10: Avoid accumulating funds that could be used for current program activities. To meet this standard, the charitys unrestricted net assets available for use should not be more than three times the size of the past years expenses or three times the size of the current years budget, whichever is higher.
Shriners does not meet this standard because according to its 2003 audited financial statements, total unrestricted net assets (after excluding $757,707,000 of land, buildings and equipment) are $6,266,520,000. This amount is greater than 11 times the total expenses ($535,834,000) for 2003. As a result, Shriners does not meet this standard.
Charity Response: In response to the above evaluation conclusion, Shriners stated, in part, that: "Because Shriners Hospitals for Children do not charge their patients for services, nor do they accept payment from insurance companies nor governmental agencies, they believe that continued growth of their (board designated) endowment fund is the only assurance of continuing support for the programs.

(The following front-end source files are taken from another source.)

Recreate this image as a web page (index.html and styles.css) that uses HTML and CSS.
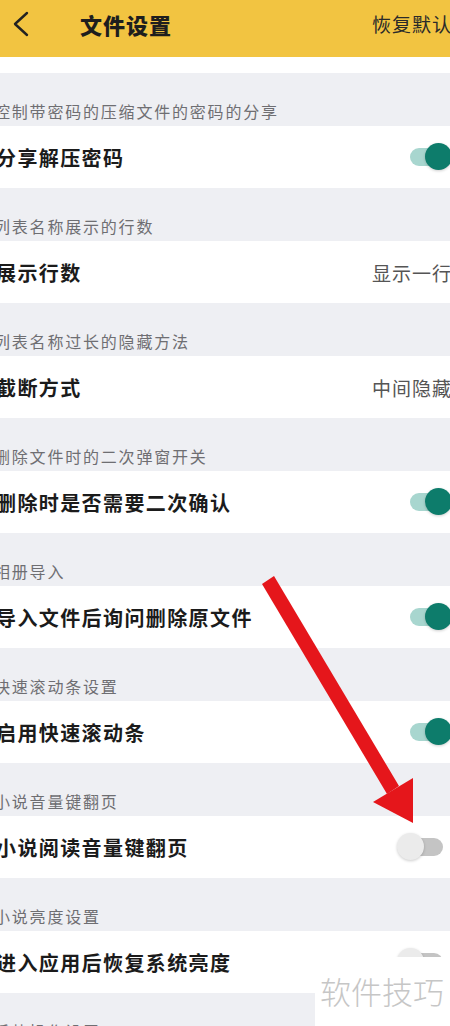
FILE: index.html
```html
<!DOCTYPE html>
<html lang="zh-CN">
  <head>
    <meta charset="UTF-8" />
    <meta name="viewport" content="width=device-width, initial-scale=1.0" />
    <title>文件设置</title>
    <link rel="stylesheet" href="styles.css">
  </head>
  <body>
    <div class="app">
      <div class="topbar">
        <svg class="back" width="18" height="26" viewBox="0 0 18 26">
          <polyline points="15,2 3,13 15,24" fill="none" stroke="#222" stroke-width="2.4" stroke-linecap="round" stroke-linejoin="round" />
        </svg>
        <div class="title">文件设置</div>
        <div class="reset">恢复默认</div>
      </div>
      <div class="strip"></div>

      <div class="section-title">控制带密码的压缩文件的密码的分享</div>
      <div class="row">
        <div class="label">分享解压密码</div>
        <div class="switch on"><span class="track"></span><span class="knob"></span></div>
      </div>

      <div class="section-title">列表名称展示的行数</div>
      <div class="row">
        <div class="label">展示行数</div>
        <div class="value">显示一行</div>
      </div>

      <div class="section-title">列表名称过长的隐藏方法</div>
      <div class="row">
        <div class="label">截断方式</div>
        <div class="value">中间隐藏</div>
      </div>

      <div class="section-title">删除文件时的二次弹窗开关</div>
      <div class="row">
        <div class="label">删除时是否需要二次确认</div>
        <div class="switch on"><span class="track"></span><span class="knob"></span></div>
      </div>

      <div class="section-title">相册导入</div>
      <div class="row">
        <div class="label">导入文件后询问删除原文件</div>
        <div class="switch on"><span class="track"></span><span class="knob"></span></div>
      </div>

      <div class="section-title">快速滚动条设置</div>
      <div class="row">
        <div class="label">启用快速滚动条</div>
        <div class="switch on"><span class="track"></span><span class="knob"></span></div>
      </div>

      <div class="section-title">小说音量键翻页</div>
      <div class="row">
        <div class="label">小说阅读音量键翻页</div>
        <div class="switch off"><span class="track"></span><span class="knob"></span></div>
      </div>

      <div class="section-title">小说亮度设置</div>
      <div class="row">
        <div class="label">进入应用后恢复系统亮度</div>
        <div class="switch off"><span class="track"></span><span class="knob"></span></div>
      </div>

      <div class="section-title">手势操作设置</div>
      <div class="row">
        <div class="label">&nbsp;</div>
      </div>
    </div>

    <svg class="arrow" width="450" height="1026" viewBox="0 0 450 1026">
      <polygon points="274,576 399,786 387,794 262,584" fill="#e5161b" />
      <polygon points="413,778 373,802 413,823" fill="#e5161b" />
    </svg>

    <div class="watermark">软件技巧</div>
  </body>
</html>
```

FILE: styles.css
```css
body {
  margin: 0;
  width: 450px;
  height: 1026px;
  overflow: hidden;
  position: relative;
  background-color: #eeeff3;
  font-family: "Noto Sans CJK SC", "Noto Sans", sans-serif;
}

.app {
  width: 470px;
}

.topbar {
  height: 57px;
  box-sizing: border-box;
  background-color: #f2c441;
  display: flex;
  align-items: center;
  padding: 0 18px 10px 12px;
}

.back {
  display: block;
}

.title {
  margin-left: 50px;
  font-size: 22px;
  letter-spacing: 1px;
  font-weight: 900;
  color: #1e1e1e;
}

.reset {
  margin-left: auto;
  font-size: 19px;
  letter-spacing: 1px;
  color: #2a2a2a;
}

.strip {
  height: 16px;
  background-color: #fff;
}

.section-title {
  height: 53px;
  box-sizing: border-box;
  display: flex;
  align-items: flex-end;
  padding-bottom: 4px;
  margin-left: -6px;
  font-size: 16px;
  line-height: 22px;
  letter-spacing: 1.8px;
  color: #6e6e72;
}

.row {
  height: 62px;
  background-color: #fff;
  display: flex;
  align-items: center;
  justify-content: space-between;
  padding-right: 18px;
}

.label {
  margin-left: -4px;
  font-size: 20px;
  letter-spacing: 1.4px;
  font-weight: 600;
  color: #1b1b1b;
}

.value {
  font-size: 19px;
  letter-spacing: 1px;
  color: #555;
}

.switch {
  position: relative;
  width: 48px;
  height: 28px;
}

.switch .track {
  position: absolute;
  left: 6px;
  top: 5px;
  width: 40px;
  height: 18px;
  border-radius: 9px;
}

.switch .knob {
  position: absolute;
  top: 0;
  width: 27px;
  height: 27px;
  border-radius: 50%;
  box-shadow: 0 1px 3px rgba(0, 0, 0, 0.2);
}

.switch.on .track {
  background-color: #a8d6cf;
}

.switch.on .knob {
  right: 0;
  background-color: #0d7c6b;
}

.switch.off {
  margin-right: 7px;
}

.switch.off .track {
  background-color: #c4c4c4;
}

.switch.off .knob {
  left: 0;
  background-color: #ebebeb;
}

.arrow {
  position: absolute;
  left: 0;
  top: 0;
}

.watermark {
  position: absolute;
  left: 315px;
  top: 957px;
  width: 135px;
  height: 69px;
  box-sizing: border-box;
  padding: 16px 0 0 5px;
  background-color: #fff;
  font-size: 31px;
  line-height: 36px;
  font-weight: 300;
  color: #c6c6c6;
  white-space: nowrap;
}
```
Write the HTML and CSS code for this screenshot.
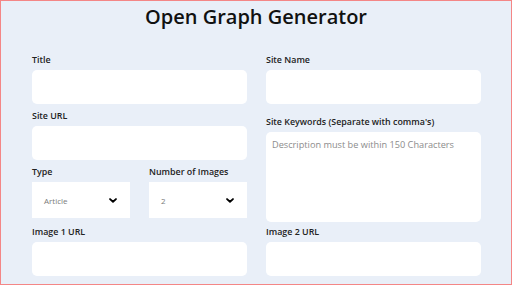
FILE: index.html
```html
<!DOCTYPE html>
<html lang="en">
<head>
<meta charset="utf-8">
<title>Open Graph Generator</title>
<link rel="stylesheet" href="styles.css">
</head>
<body>
<main class="page">
  <h1 class="heading">Open Graph Generator</h1>
  <form class="form">
    <div class="col">
      <div class="field">
        <label class="label">Title</label>
        <input class="input" type="text">
      </div>
      <div class="field">
        <label class="label">Site URL</label>
        <input class="input" type="text">
      </div>
      <div class="select-row">
        <div class="field">
          <label class="label">Type</label>
          <div class="select"><span class="select-value">Article</span>
            <svg class="chev" viewBox="0 0 10 6" width="8" height="5"><path d="M1.3 1.2 L5 4.6 L8.7 1.2" fill="none" stroke="#000" stroke-width="2.3" stroke-linecap="round" stroke-linejoin="round"/></svg>
          </div>
        </div>
        <div class="field">
          <label class="label">Number of Images</label>
          <div class="select"><span class="select-value">2</span>
            <svg class="chev" viewBox="0 0 10 6" width="8" height="5"><path d="M1.3 1.2 L5 4.6 L8.7 1.2" fill="none" stroke="#000" stroke-width="2.3" stroke-linecap="round" stroke-linejoin="round"/></svg>
          </div>
        </div>
      </div>
      <div class="field">
        <label class="label">Image 1 URL</label>
        <input class="input" type="text">
      </div>
    </div>
    <div class="col">
      <div class="field">
        <label class="label">Site Name</label>
        <input class="input" type="text">
      </div>
      <div class="field field-keywords">
        <label class="label">Site Keywords (Separate with comma's)</label>
        <textarea class="textarea" placeholder="Description must be within 150 Characters"></textarea>
      </div>
      <div class="field">
        <label class="label">Image 2 URL</label>
        <input class="input" type="text">
      </div>
    </div>
  </form>
</main>
</body>
</html>
```

FILE: styles.css
```css
* { box-sizing: border-box; }
html, body { margin: 0; padding: 0; }
body {
  font-family: "Open Sans", "Noto Sans", sans-serif;
  background: #e9eff8;
}
.page {
  height: 285px;
  border: 1px solid #f48686;
  overflow: hidden;
}
.heading {
  margin: 0;
  padding-top: 2px;
  text-align: center;
  font-size: 20px;
  line-height: 27px;
  font-weight: 600;
  letter-spacing: 0;
  color: #111;
}
.form {
  display: flex;
  gap: 19px;
  padding: 24px 0 0 31px;
}
.col {
  width: 215px;
  display: flex;
  flex-direction: column;
}
.field {
  display: flex;
  flex-direction: column;
  margin-bottom: 6px;
}
.label {
  font-size: 8.9px;
  line-height: 12px;
  font-weight: 600;
  color: #222;
  margin-bottom: 4px;
}
.input {
  height: 34px;
  border: none;
  border-radius: 5px;
  background: #fff;
  font: inherit;
  outline: none;
}
.select-row {
  display: flex;
  gap: 19px;
  margin-bottom: 2px;
}
.select-row .field { width: 98px; }
.select {
  height: 36px;
  background: #fff;
  display: flex;
  align-items: center;
  justify-content: space-between;
  padding: 0 13px 0 12px;
}
.select-value {
  font-size: 8px;
  color: #7a7a7a;
}
.chev { display: block; }
.field-keywords { margin-top: 6px; margin-bottom: 4px; }
.textarea {
  height: 90px;
  border: none;
  border-radius: 5px;
  background: #fff;
  resize: none;
  padding: 6px 6px;
  font-family: "Open Sans", "Noto Sans", sans-serif;
  font-size: 9.2px;
  line-height: 14px;
  color: #333;
  outline: none;
}
.textarea::placeholder { color: #8c8c8c; }
```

The Hospitals, at their 22 separate locations, employ over 6,000 employees who are for the most part highly trained health care professionals. Shriners Hospitals for Children must maintain financial stability and must provide the resources necessary to keep their physical plants and medical equipment up to date in order to render the best patient services. Shriners Hospitals for Children's major source of income is from bequests, the timing of which cannot be predicted. The organization cannot maintain its level of support and growth if it budgets its operation and capital expenditures based upon contributions in a given year or period. If the organization is to continue its programs or expand services to meet the future needs of its potential patient population, those purposes must be assured through the continued growth of the (board designated) endowment fund, which will provide the revenues necessary to support the hospitals."
Shriners Hospitals for Children meets the remaining 15 Standards for Charity Accountability. Please note that as of the date of this report 4 out of the 20 Standards for Charity Accountability are not currently effective. As a result, these 4 Standards have not been applied in this evaluation. For additional information, please see the Implementation Guide to the Standards available on the www.give.org website.
Direct mail, grant proposals, planned giving, print advertisements, membership, special events, and Internet appeals Fund raising costs were 6% of related contributions. (Related contributions, which totaled $286,445,000, are donations received as a result of fund raising activities.)